On Friday, the back seat of my car was strewn with the remains of half-eaten food: part of an apple turnover, a bite of something called a Blarney Stone (a sweet cake lathered in frosting and rolled in crushed peanuts), half of a pizza, a plastic container full of barely sampled spaghetti (minus the meatball)—the remnants of a diet-busting accidental carb binge, capped in the evening with a few beers at the Blue Cat in Rock Island. I’d like to sound smart and insightful by saying that the mess in my car is some kind of metaphor for my life, that my life is full of projects started but never finished, or relationships begun but never nurtured, or that I have an insatiable appetite for novelty, but, that’s just not the case. The food in my back seat is trash and nothing more. Sometimes trash is just trash. (I do LOVE novelty, though!)
I’ve been sampling food from a variety of restaurants on this trip, but I can’t eat a full meal at each place and have room to eat at the next one, so I’m sampling here and there instead. It’s better for my waistline, although it is taking a bite out of my wallet. Even for me, though, this weekend was over-the-top. Counting the bites of smoked catfish and smoked salmon, I bought and sampled food from ten places in two days. And, I’m still searching for a piece of lettuce that has at least a hint of green to it.
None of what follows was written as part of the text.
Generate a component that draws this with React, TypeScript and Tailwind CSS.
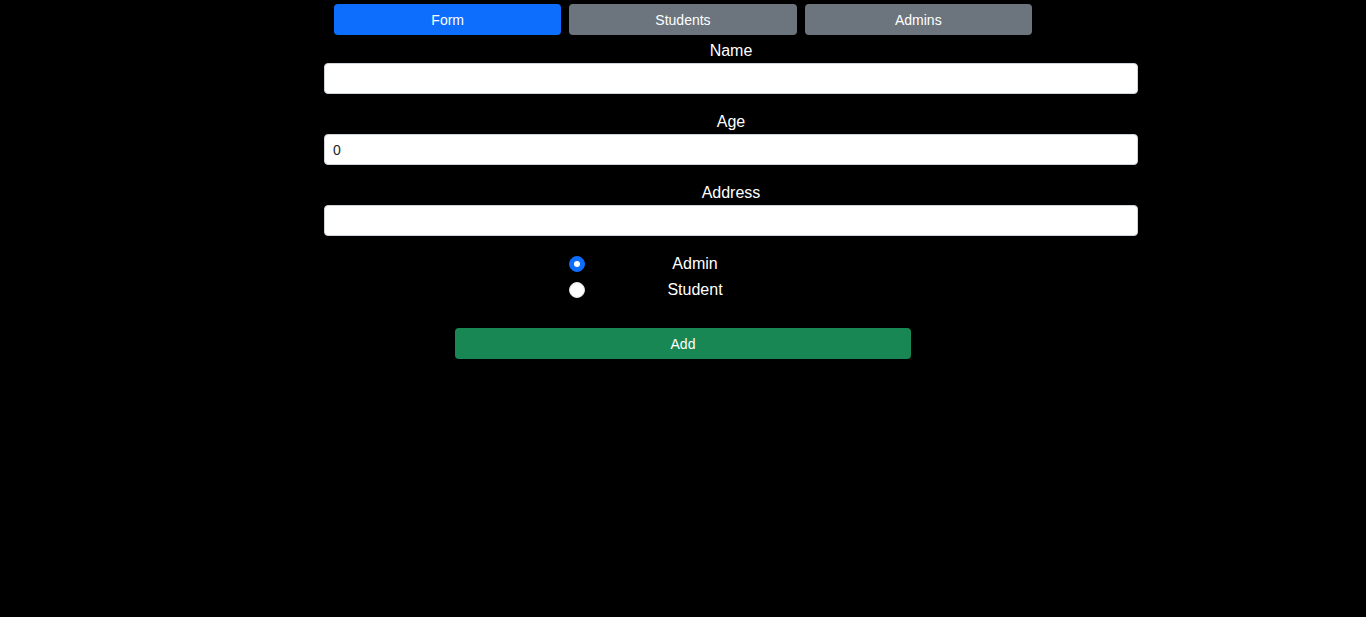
import React, { useState } from 'react';

const tabs = ['Form', 'Students', 'Admins'];

const Field = ({ label, value }: { label: string; value?: string }) => (
    <div className="flex flex-col">
        <label className="h-6 leading-6 text-center text-base text-white">{label}</label>
        <input
            className="h-[31px] w-full rounded-[4px] border border-[#ced4da] bg-white px-2 text-sm text-[#212529] outline-none"
            defaultValue={value}
        />
    </div>
);

export default function App() {
    const [role, setRole] = useState('admin');
    return (
        <div className="min-h-[617px] w-full bg-black font-['Liberation_Sans',Arial,sans-serif]">
            <div className="ml-[334px] grid w-[698px] grid-cols-3 gap-2 pt-1">
                {tabs.map((t, i) => (
                    <button
                        key={t}
                        className={`h-[31px] rounded-[4px] text-sm text-white ${i === 0 ? 'bg-[#0d6efd]' : 'bg-[#6c757d]'}`}
                    >
                        {t}
                    </button>
                ))}
            </div>

            <div className="ml-[324px] mt-1 flex w-[814px] flex-col gap-4">
                <Field label="Name" />
                <Field label="Age" value="0" />
                <Field label="Address" />
            </div>

            <div className="ml-[569px] mt-[15px] flex flex-col">
                {[
                    ['admin', 'Admin'],
                    ['student', 'Student'],
                ].map(([v, l]) => (
                    <label key={v} className="flex h-[26px] items-center">
                        <span
                            onClick={() => setRole(v)}
                            className={`flex h-4 w-4 items-center justify-center rounded-full border ${role === v ? 'border-[#0d6efd] bg-[#0d6efd]' : 'border-[#dee2e6] bg-white'}`}
                        >
                            {role === v && <span className="h-[6px] w-[6px] rounded-full bg-white" />}
                        </span>
                        <span className="w-[220px] text-center text-base text-white">{l}</span>
                    </label>
                ))}
            </div>

            <div className="mt-[25px] flex justify-center">
                <button className="h-[31px] w-[456px] rounded-[4px] bg-[#198754] text-sm text-white">Add</button>
            </div>
        </div>
    );
}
On Saturday, I stopped at the one year anniversary bash for Espresso, Cigars, and More in Clinton. The place was crazy busy, a good sign for my adopted Cuban family, and I saw a few familiar faces, including the dead pig I was introduced to the day before, butterflied and marinating. Still no green lettuce, though.
It’s Sunday, and I’m running around to visit more churches: United Church of Christ, Catholic, Lutheran, Methodist; I’m very ecumenical. As I’m driving between visits, my CD player churns out a Freakwater song called Gone to Stay that includes the line “There’s nothing so pure as the kindness of an atheist, a simple act of unselfishness that never has to be repaid.” I’m not just ecumenical, I’m universal (and blasphemous).
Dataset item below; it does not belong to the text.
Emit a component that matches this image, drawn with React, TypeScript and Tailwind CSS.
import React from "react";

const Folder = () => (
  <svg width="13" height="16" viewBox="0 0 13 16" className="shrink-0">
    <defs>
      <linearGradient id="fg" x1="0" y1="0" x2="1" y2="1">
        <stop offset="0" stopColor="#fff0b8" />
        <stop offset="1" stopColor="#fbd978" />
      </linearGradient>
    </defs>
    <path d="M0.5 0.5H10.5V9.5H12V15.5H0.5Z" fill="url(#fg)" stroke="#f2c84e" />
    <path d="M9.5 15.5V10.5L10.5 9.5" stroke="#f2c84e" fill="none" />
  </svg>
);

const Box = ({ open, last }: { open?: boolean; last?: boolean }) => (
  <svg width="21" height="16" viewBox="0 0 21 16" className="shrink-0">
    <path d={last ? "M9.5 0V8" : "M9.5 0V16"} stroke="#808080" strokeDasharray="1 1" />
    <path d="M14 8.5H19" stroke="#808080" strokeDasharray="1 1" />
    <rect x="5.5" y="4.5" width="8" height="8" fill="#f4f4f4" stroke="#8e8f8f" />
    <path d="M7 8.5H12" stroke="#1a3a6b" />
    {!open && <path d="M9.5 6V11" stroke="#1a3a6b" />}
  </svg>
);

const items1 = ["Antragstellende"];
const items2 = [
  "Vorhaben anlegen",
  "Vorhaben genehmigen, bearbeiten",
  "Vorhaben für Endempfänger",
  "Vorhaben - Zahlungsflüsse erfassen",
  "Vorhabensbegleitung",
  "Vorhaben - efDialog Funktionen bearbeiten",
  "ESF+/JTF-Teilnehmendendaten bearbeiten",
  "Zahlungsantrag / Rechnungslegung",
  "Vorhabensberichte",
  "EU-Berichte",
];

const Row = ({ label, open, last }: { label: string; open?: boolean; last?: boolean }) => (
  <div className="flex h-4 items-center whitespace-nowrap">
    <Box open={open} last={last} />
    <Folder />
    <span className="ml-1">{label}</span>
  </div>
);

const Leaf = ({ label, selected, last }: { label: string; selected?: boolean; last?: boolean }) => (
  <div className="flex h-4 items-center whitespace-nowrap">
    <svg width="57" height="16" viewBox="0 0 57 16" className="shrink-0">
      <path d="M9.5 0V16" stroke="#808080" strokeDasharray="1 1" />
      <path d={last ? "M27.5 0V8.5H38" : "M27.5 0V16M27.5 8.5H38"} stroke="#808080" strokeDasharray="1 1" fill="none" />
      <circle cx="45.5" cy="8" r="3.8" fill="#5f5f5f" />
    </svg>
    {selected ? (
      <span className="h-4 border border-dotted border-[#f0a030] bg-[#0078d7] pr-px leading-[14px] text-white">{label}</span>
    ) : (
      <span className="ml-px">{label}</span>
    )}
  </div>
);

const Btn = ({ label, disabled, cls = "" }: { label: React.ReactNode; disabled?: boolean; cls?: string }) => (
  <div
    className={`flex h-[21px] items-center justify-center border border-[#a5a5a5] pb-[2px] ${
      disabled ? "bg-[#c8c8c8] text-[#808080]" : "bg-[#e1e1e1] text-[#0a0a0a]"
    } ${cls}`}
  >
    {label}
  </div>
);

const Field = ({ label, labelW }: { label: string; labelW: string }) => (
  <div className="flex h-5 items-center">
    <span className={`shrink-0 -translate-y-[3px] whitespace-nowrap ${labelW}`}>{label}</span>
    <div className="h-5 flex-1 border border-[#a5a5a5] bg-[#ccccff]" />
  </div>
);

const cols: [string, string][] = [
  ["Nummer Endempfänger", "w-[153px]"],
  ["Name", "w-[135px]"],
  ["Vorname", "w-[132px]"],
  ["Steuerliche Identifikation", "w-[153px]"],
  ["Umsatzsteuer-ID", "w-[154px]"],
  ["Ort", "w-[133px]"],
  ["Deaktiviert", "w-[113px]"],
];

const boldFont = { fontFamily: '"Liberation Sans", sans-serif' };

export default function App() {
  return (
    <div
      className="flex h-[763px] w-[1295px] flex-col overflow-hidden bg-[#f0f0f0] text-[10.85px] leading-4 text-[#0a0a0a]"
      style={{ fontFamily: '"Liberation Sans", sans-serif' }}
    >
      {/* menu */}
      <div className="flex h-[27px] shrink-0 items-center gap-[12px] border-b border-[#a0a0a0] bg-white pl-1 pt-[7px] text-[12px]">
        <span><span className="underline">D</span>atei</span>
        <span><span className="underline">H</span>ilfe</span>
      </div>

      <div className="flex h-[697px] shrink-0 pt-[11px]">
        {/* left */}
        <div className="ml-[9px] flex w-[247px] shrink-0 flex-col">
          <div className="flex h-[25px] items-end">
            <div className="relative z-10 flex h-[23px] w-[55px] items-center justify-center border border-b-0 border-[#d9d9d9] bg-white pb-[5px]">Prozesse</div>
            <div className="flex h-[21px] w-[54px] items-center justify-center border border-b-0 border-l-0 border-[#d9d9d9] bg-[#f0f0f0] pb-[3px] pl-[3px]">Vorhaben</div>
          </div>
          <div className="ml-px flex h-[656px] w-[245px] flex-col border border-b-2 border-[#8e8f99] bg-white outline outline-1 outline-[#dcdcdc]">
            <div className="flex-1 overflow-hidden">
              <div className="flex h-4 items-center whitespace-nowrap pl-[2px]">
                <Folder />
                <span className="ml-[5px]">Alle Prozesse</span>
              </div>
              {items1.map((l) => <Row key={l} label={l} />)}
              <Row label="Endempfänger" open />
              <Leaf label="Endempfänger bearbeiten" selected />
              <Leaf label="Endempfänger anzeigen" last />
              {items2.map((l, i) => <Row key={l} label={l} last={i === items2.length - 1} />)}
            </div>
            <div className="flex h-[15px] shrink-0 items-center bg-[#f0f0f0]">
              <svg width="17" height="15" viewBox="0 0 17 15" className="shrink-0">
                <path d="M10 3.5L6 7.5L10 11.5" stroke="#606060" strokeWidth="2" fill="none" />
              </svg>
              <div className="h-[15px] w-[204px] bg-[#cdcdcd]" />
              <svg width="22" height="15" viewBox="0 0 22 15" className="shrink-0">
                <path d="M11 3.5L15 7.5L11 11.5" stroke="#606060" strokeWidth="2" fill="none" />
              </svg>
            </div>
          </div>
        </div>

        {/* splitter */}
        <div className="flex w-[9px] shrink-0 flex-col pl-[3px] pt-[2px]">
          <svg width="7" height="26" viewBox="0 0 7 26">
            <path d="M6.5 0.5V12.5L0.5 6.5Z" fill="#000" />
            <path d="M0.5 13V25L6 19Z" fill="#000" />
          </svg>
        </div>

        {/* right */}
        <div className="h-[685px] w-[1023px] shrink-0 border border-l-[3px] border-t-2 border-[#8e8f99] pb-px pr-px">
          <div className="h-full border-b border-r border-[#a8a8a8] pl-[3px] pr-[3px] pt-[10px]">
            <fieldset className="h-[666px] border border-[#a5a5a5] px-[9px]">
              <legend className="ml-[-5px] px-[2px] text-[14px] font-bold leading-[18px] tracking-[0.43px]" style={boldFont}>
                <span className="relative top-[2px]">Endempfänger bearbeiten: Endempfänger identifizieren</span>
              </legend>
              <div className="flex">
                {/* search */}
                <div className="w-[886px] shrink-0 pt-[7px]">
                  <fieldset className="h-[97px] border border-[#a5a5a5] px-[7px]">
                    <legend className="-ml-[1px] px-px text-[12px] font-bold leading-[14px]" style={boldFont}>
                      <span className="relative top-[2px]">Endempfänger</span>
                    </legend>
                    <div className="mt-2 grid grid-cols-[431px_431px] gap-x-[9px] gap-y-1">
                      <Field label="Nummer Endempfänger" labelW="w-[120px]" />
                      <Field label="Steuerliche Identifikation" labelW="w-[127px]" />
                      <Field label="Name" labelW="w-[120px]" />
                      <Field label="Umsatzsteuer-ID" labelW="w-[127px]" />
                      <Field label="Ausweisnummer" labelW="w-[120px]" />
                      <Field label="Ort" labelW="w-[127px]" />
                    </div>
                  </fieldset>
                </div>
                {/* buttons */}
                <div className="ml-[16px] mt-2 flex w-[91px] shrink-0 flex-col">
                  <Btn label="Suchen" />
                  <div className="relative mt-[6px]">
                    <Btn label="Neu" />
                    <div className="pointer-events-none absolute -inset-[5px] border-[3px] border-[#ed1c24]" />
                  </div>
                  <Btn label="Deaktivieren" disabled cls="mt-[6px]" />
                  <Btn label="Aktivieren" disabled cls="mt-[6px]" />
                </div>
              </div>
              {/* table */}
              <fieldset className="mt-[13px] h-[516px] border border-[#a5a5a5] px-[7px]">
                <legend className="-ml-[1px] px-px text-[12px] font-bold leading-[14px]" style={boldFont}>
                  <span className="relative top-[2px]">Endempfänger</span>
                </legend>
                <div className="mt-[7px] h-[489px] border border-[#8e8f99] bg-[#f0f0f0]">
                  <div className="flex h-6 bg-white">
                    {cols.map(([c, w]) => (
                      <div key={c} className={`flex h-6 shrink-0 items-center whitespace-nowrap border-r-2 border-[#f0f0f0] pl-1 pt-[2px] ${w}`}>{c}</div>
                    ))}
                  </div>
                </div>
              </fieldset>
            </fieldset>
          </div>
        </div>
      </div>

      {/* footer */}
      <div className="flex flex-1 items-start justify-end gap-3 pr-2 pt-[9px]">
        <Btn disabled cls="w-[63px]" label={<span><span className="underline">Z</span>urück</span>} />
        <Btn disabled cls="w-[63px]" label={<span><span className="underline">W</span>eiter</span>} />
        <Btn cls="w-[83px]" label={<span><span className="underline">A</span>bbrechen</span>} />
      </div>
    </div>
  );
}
The down side of driving around on a Sunday is that the roads are crammed with Sunday drivers.
Today’s Bad Decision: Not putting my doggie bag next to my journal. The food at Sneaky Pete’s comes in standard Midwestern size, meaning a single portion could feed a family of nine in China for a week. I got a box for my leftover pork chop—a big, thick, juicy, grilled Iowa pork chop—then left it sitting on my table. If I had put that box next to my journal and magazine, I would have had lunch covered the next day.